The High Court’s position is thus apparently clear: If you hold a foreign citizenship at the time of your election you’re out.
Except it’s not that clear. It doesn’t explicitly say that — as per the Labor case — if you renounce your foreign citizenship prior to an election but that renunciation is only registered by that foreign power after the election that you are invalid. It only says that you are not necessarily valid.
Confused? You should be. And that is why the Australian government has been running on bullshit and rum fumes and oily rags ever since the first colonists stumbled ashore. Frankly, it’s the only way to manage the place.
This is what makes it so laughingly bizarre that suddenly a whole bunch of politicians are now constitutional zealots.
The Greens, no doubt craving a bit of payback, now appear to be threatening to ask the Governor-General to use his reserve powers dissolve parliament — a concept I’m pretty sure their left-wing ancestors weren’t too fond of in 1975. Indeed, according to official Greens policy the Governor-General shouldn’t even exist.
It is also passing strange that the Greens are now so devoted to the constitution when it was two of its senators being so ignorant of it that created this crisis in the first place.

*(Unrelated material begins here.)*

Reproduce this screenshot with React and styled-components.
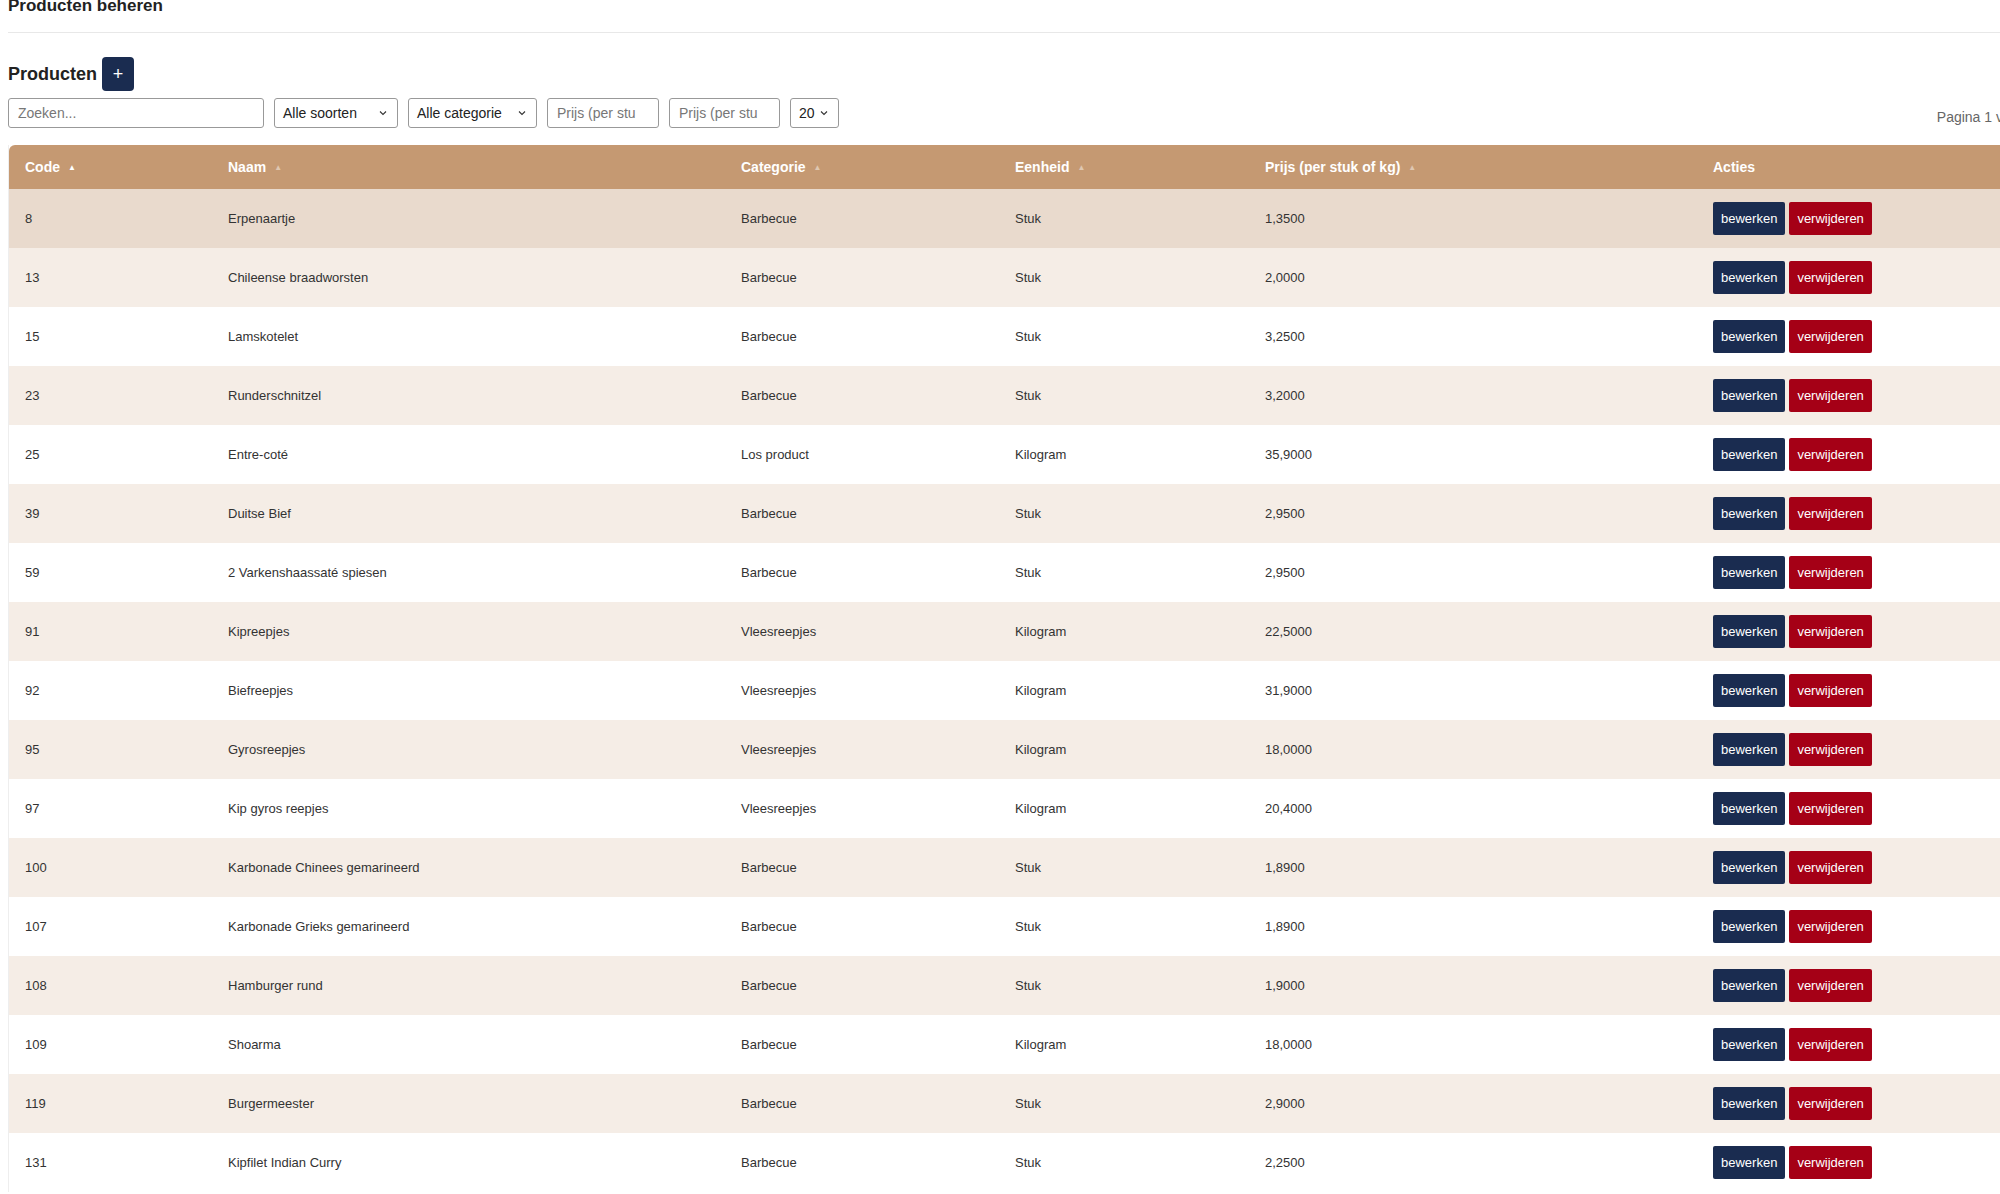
import styled, { createGlobalStyle } from "styled-components";

const GlobalStyle = createGlobalStyle`
  body {
    margin: 0;
    font-family: "Liberation Sans", Arial, sans-serif;
    color: #333;
    background: #fff;
    overflow: hidden;
  }
`;

const rows = [
  ["8", "Erpenaartje", "Barbecue", "Stuk", "1,3500"],
  ["13", "Chileense braadworsten", "Barbecue", "Stuk", "2,0000"],
  ["15", "Lamskotelet", "Barbecue", "Stuk", "3,2500"],
  ["23", "Runderschnitzel", "Barbecue", "Stuk", "3,2000"],
  ["25", "Entre-coté", "Los product", "Kilogram", "35,9000"],
  ["39", "Duitse Bief", "Barbecue", "Stuk", "2,9500"],
  ["59", "2 Varkenshaassaté spiesen", "Barbecue", "Stuk", "2,9500"],
  ["91", "Kipreepjes", "Vleesreepjes", "Kilogram", "22,5000"],
  ["92", "Biefreepjes", "Vleesreepjes", "Kilogram", "31,9000"],
  ["95", "Gyrosreepjes", "Vleesreepjes", "Kilogram", "18,0000"],
  ["97", "Kip gyros reepjes", "Vleesreepjes", "Kilogram", "20,4000"],
  ["100", "Karbonade Chinees gemarineerd", "Barbecue", "Stuk", "1,8900"],
  ["107", "Karbonade Grieks gemarineerd", "Barbecue", "Stuk", "1,8900"],
  ["108", "Hamburger rund", "Barbecue", "Stuk", "1,9000"],
  ["109", "Shoarma", "Barbecue", "Kilogram", "18,0000"],
  ["119", "Burgermeester", "Barbecue", "Stuk", "2,9000"],
  ["131", "Kipfilet Indian Curry", "Barbecue", "Stuk", "2,2500"],
];

const cols = "203px 513px 274px 250px 448px 420px";

const Page = styled.div`
  width: 2120px;
  padding: 0 0 0 8px;
`;

const Title = styled.h1`
  margin: -4px 0 0;
  font-size: 17px;
  font-weight: bold;
  color: #222;
  padding-bottom: 16px;
  border-bottom: 1px solid #e8e8e8;
`;

const HeadingRow = styled.div`
  display: flex;
  align-items: center;
  gap: 5px;
  margin-top: 24px;
`;

const Heading = styled.h2`
  margin: 0;
  font-size: 18px;
  font-weight: bold;
  color: #222;
`;

const PlusButton = styled.button`
  width: 32px;
  height: 34px;
  border: none;
  border-radius: 4px;
  background: #1a2c50;
  color: #fff;
  font-size: 18px;
  font-family: inherit;
`;

const Filters = styled.div`
  display: flex;
  align-items: center;
  gap: 10px;
  margin-top: 7px;
  height: 30px;
`;

const Input = styled.input`
  box-sizing: border-box;
  width: ${(p) => p.$w}px;
  height: 30px;
  border: 1px solid #999;
  border-radius: 3px;
  padding: 0 9px;
  font-size: 14px;
  font-family: inherit;
  &::placeholder { color: #777; }
`;

const Select = styled.div`
  box-sizing: border-box;
  width: ${(p) => p.$w}px;
  height: 30px;
  border: 1px solid #999;
  border-radius: 3px;
  padding: 0 8px;
  font-size: 14px;
  color: #222;
  display: flex;
  align-items: center;
  justify-content: space-between;
`;

const Pager = styled.div`
  margin-left: auto;
  margin-right: 90px;
  padding-top: 8px;
  font-size: 14px;
  color: #666;
  white-space: nowrap;
`;

const Table = styled.div`
  margin-top: 17px;
  border-left: 1px solid #eee;
`;

const HeadRow = styled.div`
  display: grid;
  grid-template-columns: ${cols};
  height: 44px;
  align-items: center;
  background: #c59972;
  border-top-left-radius: 6px;
`;

const HeadCell = styled.div`
  padding-left: 16px;
  color: #fff;
  font-size: 14px;
  font-weight: bold;
  display: flex;
  align-items: center;
  gap: 8px;
`;

const Arrow = styled.span`
  font-size: 8px;
  opacity: ${(p) => (p.$active ? 1 : 0.45)};
`;

const Row = styled.div`
  display: grid;
  grid-template-columns: ${cols};
  height: 59px;
  align-items: center;
  background: ${(p) => (p.$hover ? "#e9dacd" : p.$even ? "#f5ede6" : "#fff")};
`;

const Cell = styled.div`
  padding-left: 16px;
  font-size: 13px;
  color: #333;
`;

const Actions = styled.div`
  padding-left: 16px;
  display: flex;
  gap: 4px;
`;

const Btn = styled.button`
  height: 33px;
  padding: 0 8px;
  border: none;
  border-radius: 2px;
  color: #fff;
  font-size: 13px;
  font-family: inherit;
  background: ${(p) => (p.$danger ? "#a50016" : "#1a2c50")};
`;

const Chevron = () => (
  <svg width="12" height="12" viewBox="0 0 24 24" fill="none" stroke="#333" strokeWidth="2.2">
    <path d="M6 9l6 6 6-6" />
  </svg>
);

export default function App() {
  const heads = ["Code", "Naam", "Categorie", "Eenheid", "Prijs (per stuk of kg)"];
  return (
    <Page>
      <GlobalStyle />
      <Title>Producten beheren</Title>
      <HeadingRow>
        <Heading>Producten</Heading>
        <PlusButton>+</PlusButton>
      </HeadingRow>
      <Filters>
        <Input $w={256} placeholder="Zoeken..." />
        <Select $w={124}>Alle soorten <Chevron /></Select>
        <Select $w={129}>Alle categorie <Chevron /></Select>
        <Input $w={112} placeholder="Prijs (per stu" />
        <Input $w={111} placeholder="Prijs (per stu" />
        <Select $w={49}>20 <Chevron /></Select>
        <Pager>Pagina 1 van 12</Pager>
      </Filters>
      <Table>
        <HeadRow>
          {heads.map((h, i) => (
            <HeadCell key={h}>
              {h} <Arrow $active={i === 0}>▲</Arrow>
            </HeadCell>
          ))}
          <HeadCell>Acties</HeadCell>
        </HeadRow>
        {rows.map((r, i) => (
          <Row key={r[0]} $hover={i === 0} $even={i % 2 === 1}>
            {r.map((c, j) => (
              <Cell key={j}>{c}</Cell>
            ))}
            <Actions>
              <Btn>bewerken</Btn>
              <Btn $danger>verwijderen</Btn>
            </Actions>
          </Row>
        ))}
      </Table>
    </Page>
  );
}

Indeed, it was not a balltearing media expose, nor a malicious political campaign that sparked the whole government-destroying catastrophe but the abstract curiosity of a layman lawyer from Perth.
Barrister John Cameron told The Weekend Australian in July that he had decided on a whim to check with the New Zealand Department of Internal Affairs to see if Scott Ludlam or Derryn Hinch were still Kiwis.
“I did this as a citizen, not as a lawyer, with a keen interest in the constitution,” he said, expecting that he would catch out the Human Headline and Ludlam would be in the clear. In fact the reverse was true.
The rest, as they say, is history — as the government will soon likely be. And all because someone simply wanted to know the truth.